_The task_.
In the listing below, locate the lines that hold the string "full". Copy those lines.

_Extracted data entries_.
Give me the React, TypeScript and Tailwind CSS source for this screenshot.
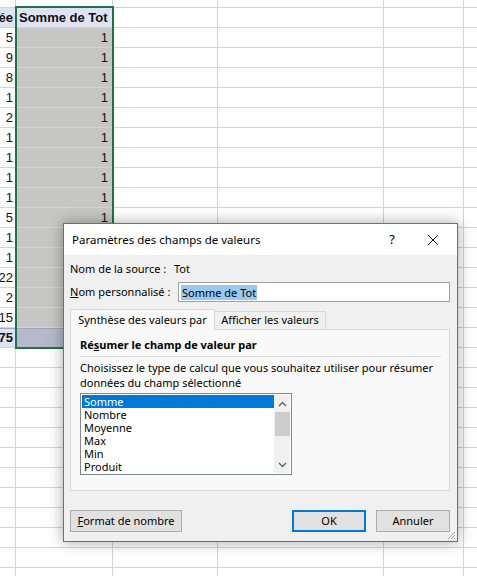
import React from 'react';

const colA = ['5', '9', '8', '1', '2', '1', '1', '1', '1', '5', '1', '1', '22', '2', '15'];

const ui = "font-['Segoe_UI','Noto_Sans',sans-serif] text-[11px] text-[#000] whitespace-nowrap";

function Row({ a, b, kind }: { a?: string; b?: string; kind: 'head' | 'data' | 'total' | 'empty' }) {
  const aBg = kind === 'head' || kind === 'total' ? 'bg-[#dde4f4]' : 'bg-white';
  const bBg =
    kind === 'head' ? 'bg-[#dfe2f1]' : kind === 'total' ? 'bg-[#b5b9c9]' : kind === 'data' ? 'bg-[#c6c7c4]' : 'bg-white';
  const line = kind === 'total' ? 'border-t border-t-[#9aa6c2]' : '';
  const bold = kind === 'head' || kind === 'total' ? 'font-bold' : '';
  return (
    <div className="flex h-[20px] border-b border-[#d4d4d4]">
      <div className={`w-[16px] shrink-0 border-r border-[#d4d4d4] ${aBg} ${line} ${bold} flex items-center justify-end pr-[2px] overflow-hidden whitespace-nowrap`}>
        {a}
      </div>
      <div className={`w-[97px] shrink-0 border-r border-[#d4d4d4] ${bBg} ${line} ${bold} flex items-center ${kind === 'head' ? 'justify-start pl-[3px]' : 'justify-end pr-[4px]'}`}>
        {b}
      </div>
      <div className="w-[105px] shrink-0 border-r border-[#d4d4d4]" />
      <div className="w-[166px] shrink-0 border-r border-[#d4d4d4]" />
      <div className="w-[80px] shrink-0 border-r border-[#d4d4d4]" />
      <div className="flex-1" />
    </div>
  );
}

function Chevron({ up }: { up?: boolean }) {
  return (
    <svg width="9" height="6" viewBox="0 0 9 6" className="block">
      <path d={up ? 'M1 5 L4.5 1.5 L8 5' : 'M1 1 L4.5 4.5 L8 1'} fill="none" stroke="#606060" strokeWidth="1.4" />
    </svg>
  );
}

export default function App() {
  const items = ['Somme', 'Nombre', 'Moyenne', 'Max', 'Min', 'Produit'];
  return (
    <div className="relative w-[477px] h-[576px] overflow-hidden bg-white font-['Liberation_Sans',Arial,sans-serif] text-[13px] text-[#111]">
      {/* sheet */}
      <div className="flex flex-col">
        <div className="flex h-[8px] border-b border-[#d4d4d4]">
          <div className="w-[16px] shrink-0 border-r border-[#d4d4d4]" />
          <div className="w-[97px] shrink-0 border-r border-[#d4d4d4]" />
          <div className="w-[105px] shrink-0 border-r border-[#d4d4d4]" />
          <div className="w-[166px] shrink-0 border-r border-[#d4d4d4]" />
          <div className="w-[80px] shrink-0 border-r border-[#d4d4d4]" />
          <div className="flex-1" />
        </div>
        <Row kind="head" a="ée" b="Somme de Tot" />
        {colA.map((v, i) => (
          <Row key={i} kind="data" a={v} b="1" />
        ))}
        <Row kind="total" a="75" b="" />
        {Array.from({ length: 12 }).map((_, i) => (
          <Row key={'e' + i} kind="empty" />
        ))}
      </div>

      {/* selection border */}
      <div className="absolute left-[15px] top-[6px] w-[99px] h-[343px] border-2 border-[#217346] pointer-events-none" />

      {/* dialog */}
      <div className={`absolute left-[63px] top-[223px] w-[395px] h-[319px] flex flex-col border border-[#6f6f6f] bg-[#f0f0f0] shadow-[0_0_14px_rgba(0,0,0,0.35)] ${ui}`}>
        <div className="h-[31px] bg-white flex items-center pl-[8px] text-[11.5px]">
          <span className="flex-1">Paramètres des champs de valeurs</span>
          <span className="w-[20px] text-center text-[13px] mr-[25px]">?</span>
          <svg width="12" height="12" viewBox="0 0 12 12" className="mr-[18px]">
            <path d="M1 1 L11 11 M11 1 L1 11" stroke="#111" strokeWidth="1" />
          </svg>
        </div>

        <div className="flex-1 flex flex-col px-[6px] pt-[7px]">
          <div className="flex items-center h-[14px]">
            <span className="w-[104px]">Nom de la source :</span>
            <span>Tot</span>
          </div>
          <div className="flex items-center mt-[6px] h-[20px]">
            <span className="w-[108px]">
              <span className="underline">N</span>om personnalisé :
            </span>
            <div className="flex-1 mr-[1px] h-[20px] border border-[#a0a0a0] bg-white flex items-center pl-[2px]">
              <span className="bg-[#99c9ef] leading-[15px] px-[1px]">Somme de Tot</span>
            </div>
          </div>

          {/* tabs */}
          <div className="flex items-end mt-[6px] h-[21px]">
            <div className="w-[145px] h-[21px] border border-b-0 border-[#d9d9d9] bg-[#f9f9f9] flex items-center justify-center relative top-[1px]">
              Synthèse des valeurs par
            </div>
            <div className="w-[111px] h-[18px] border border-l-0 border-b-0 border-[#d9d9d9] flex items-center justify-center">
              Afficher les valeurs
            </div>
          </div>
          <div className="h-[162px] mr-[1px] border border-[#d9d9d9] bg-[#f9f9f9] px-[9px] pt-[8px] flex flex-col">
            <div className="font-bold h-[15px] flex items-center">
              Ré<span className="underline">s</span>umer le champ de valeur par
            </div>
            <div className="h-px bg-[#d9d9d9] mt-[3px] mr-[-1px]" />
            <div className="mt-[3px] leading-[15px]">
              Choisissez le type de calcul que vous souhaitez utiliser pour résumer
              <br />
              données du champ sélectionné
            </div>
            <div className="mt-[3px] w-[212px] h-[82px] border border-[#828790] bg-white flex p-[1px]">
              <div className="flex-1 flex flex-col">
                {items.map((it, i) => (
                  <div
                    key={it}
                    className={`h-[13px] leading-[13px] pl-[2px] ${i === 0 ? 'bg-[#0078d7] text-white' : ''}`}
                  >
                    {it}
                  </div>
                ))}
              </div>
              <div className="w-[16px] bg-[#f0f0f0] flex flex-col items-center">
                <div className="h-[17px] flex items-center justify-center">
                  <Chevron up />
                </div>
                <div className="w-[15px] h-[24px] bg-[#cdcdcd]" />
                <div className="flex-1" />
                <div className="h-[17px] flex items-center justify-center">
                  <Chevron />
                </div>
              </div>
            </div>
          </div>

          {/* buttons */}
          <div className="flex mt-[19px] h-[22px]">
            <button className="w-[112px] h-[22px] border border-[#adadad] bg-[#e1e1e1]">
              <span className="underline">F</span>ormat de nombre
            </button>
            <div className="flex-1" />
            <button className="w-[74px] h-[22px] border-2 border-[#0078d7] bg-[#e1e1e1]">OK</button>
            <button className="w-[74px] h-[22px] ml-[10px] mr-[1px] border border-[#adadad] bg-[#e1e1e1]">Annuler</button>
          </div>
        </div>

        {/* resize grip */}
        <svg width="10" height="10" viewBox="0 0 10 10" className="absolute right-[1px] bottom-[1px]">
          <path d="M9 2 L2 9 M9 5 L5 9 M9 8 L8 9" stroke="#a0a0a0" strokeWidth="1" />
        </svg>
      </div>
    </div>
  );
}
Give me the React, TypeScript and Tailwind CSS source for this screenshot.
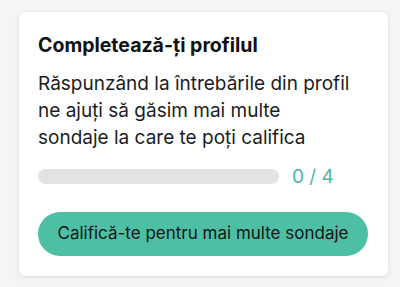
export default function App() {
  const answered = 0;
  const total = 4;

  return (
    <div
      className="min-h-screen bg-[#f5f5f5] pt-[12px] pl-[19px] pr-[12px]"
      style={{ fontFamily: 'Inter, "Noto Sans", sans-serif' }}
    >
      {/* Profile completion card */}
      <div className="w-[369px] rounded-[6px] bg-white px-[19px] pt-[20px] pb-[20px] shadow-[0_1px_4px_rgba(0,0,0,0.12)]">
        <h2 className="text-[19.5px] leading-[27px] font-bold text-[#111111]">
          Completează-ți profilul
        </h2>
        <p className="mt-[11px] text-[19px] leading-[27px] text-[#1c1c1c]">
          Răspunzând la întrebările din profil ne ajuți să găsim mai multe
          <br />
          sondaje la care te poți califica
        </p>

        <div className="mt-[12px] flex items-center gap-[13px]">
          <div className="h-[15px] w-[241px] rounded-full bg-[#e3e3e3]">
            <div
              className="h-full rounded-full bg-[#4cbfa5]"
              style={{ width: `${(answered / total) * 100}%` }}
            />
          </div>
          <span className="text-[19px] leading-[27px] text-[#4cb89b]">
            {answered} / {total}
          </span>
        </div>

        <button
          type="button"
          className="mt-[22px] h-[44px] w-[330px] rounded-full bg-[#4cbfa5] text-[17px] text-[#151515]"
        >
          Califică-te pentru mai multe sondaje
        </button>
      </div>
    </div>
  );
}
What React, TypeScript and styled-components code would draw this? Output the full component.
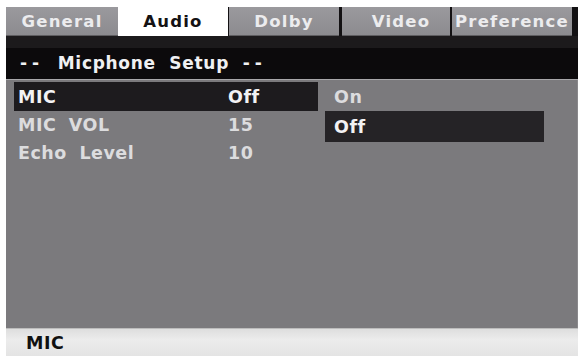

_Exercise response_.
          <div className="h-[15px] w-[241px] rounded-full bg-[#e3e3e3]">
              className="h-full rounded-full bg-[#4cbfa5]"
          className="mt-[22px] h-[44px] w-[330px] rounded-full bg-[#4cbfa5] text-[17px] text-[#151515]"
What React, TypeScript and styled-components code would draw this? Output the full component.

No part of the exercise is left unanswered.